Yes, but you must opt in by setting the fifth argument, match_mode, to 2. With wildcard matching enabled, you can use asterisks for any sequence of characters and question marks for any single character. For example, =XLOOKUP("Smith*", A:A, B:B, , 2) finds the first entry starting with Smith. This is useful for matching company names with inconsistent suffixes or building flexible search interfaces for non-technical users.

What is the if_not_found argument and when should I use it?

The if_not_found argument is the fourth parameter of XLOOKUP and specifies what to display when no match is found. Use it on virtually every XLOOKUP you write to avoid raw #N/A errors appearing in your reports. Common values include the text Not Found, the number 0 for numeric calculations, or an empty string for visually clean dashboards. This single argument replaces the older pattern of wrapping every lookup in IFERROR.

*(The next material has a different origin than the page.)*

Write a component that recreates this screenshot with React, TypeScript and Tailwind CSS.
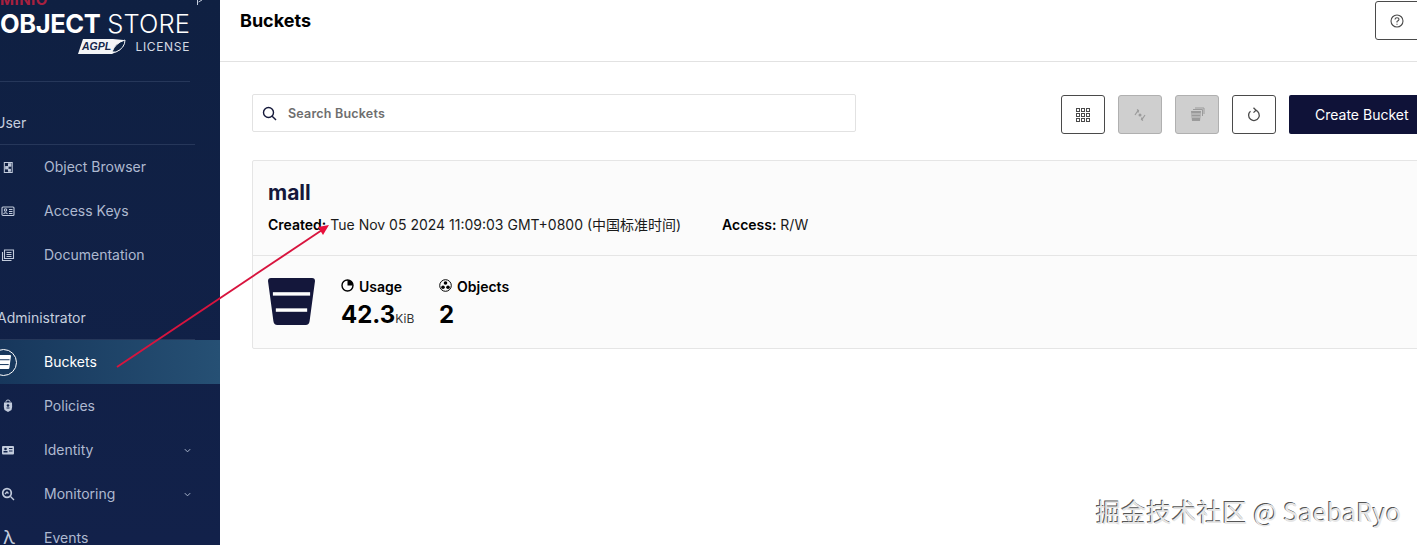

Can XLOOKUP look up values to the left?

Yes. Unlike VLOOKUP, which only returns values to the right of the lookup column, XLOOKUP can return values from any direction. You can place the lookup_array and return_array anywhere in your worksheet relative to each other. This eliminates the need for INDEX/MATCH workarounds whenever your source data is organized in an order that does not align with VLOOKUP's left-to-right restriction, which is a common situation in real business datasets.

Should I rewrite all my existing VLOOKUP formulas as XLOOKUP?

Not necessarily. Existing VLOOKUP formulas continue to work, so there is no urgency to migrate. The recommended approach is to use XLOOKUP for all new formulas while leaving working VLOOKUP code in place. Rewrite legacy formulas only when you need to edit them anyway or when they break. This gradual migration limits the risk of introducing bugs and lets you build XLOOKUP fluency through normal day-to-day work rather than a disruptive rewrite project.